From his experiences, Rawlings views on African democracy aren’t academic but practical, bordering on Africa’s progress. After years of drawing from the Ghanaian environment, and its backyard such as Cote d’Ivoire, Guinea Bissau, Guinea Conakry, Togo, Sierra Leone and Liberia, Rawlings rejects the claim that Africans have no iota of indigenous democratic ideals. Africans have but, intellectually lazy, have not appropriated them. Rawlings clarifies this by arguing that it “was wrong for the developing countries to conclude that democracy could only be defined by Western standards… developed nations were under the notion that African countries depended solely on them to solve socio-political and economic problems.”


In retrospect, Rawlings meditations on African democracy, informed by African traditional values, may reveal some regrets on his past as a former military head of state and democratic civilian president for not doing enough to root Ghanaian democracy in Ghanaian traditional practices as the Botswanans have done.
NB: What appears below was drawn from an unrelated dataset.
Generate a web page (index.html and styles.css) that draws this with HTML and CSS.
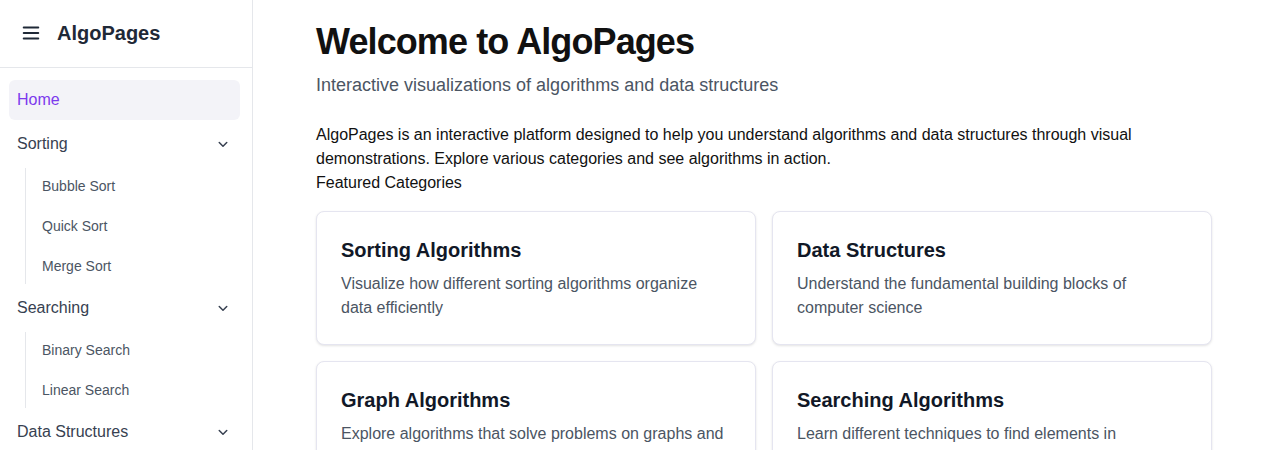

Rawlings had all the powers, for almost 20 years, to have midwifed a new Ghanaian democracy authentically reflective of Ghanaian traditional ideals as most of the countries in Southeast Asia have done.


By undertaking such major project, Rawlings would have bravely mixed the sleepy informal traditional sector with the hugely awakened formal ex-colonial neo-liberal Western orthodox sector that would have brilliantly opened up the vast informal sector for fuller progress and give better sense of progress for the average Ghanaian to understand. In a sense, the average Ghanaian would have critically owned Ghana’s democracy in the sense of dispersal of democratic values at all corners of Ghana driven by their traditional values and norms, and not some few Western-minded elites.

The reason for such failure isn’t farfetched: Rawlings, like most other leaders before him, didn’t understand Ghana deeply enough from within its foundational traditional roots – the reason may range from the nature of the heavily Western values oriented education system that demean African traditional ideals to weak sense of African values that wheel in the public domain.


It is, therefore, not surprising that from 1979 onwards Rawlings dabbled in Socialism, sometimes Marxism, and then back to Socialism, then faced with acute challenges of an international development system dominated by neo-liberal capitalist system, shifted to the free market capitalist enterprise, then to Social Democracy as his National Democratic Congress party touts as its political ideology. In all these political and policy meandering, Rawlings and his associates couldn’t ground anything in African traditional values as deeply and openly and critically as possible despite their good attempts at decentralization.


It is Rawlings’ inability to mix traditional African values with the global democratic ideals that has resulted ”...in the rather arrogant and erroneous claim, which seeks to deny the African originality or any organizational ability in the matter of governance,” as he told his Nigerian audience. Rawlings’ failure to grasp and implement African traditional democratic characteristics as Botswana has done has resulted in a situation where, “They (the Western world) have, therefore, concluded that unless African countries accept Western ideas of democracy, especially as formulated on the conditionality of donor countries and international financial institutions, the future of Africa is bound to be bleak.”


While part of Africa’s weaknesses may be lack of appropriation of its traditional values, it doesn’t matter whether Nigeria is “the only developing country that is not vulnerable to manipulation by the Western world,” as Rawlings said. Nigeria, like Ghana, is yet to demonstrate that its emerging democracy is reflective of its traditional values and norms that will bring peaceful development to it’s over 250 ethnic groups who are longing for democracy that reflects their innate souls.


The Rawlings Abuja lecture reveals a continent coming to terms with itself – not only its democratic ideals grown in its long-suppressed traditional values but also its whole development processes.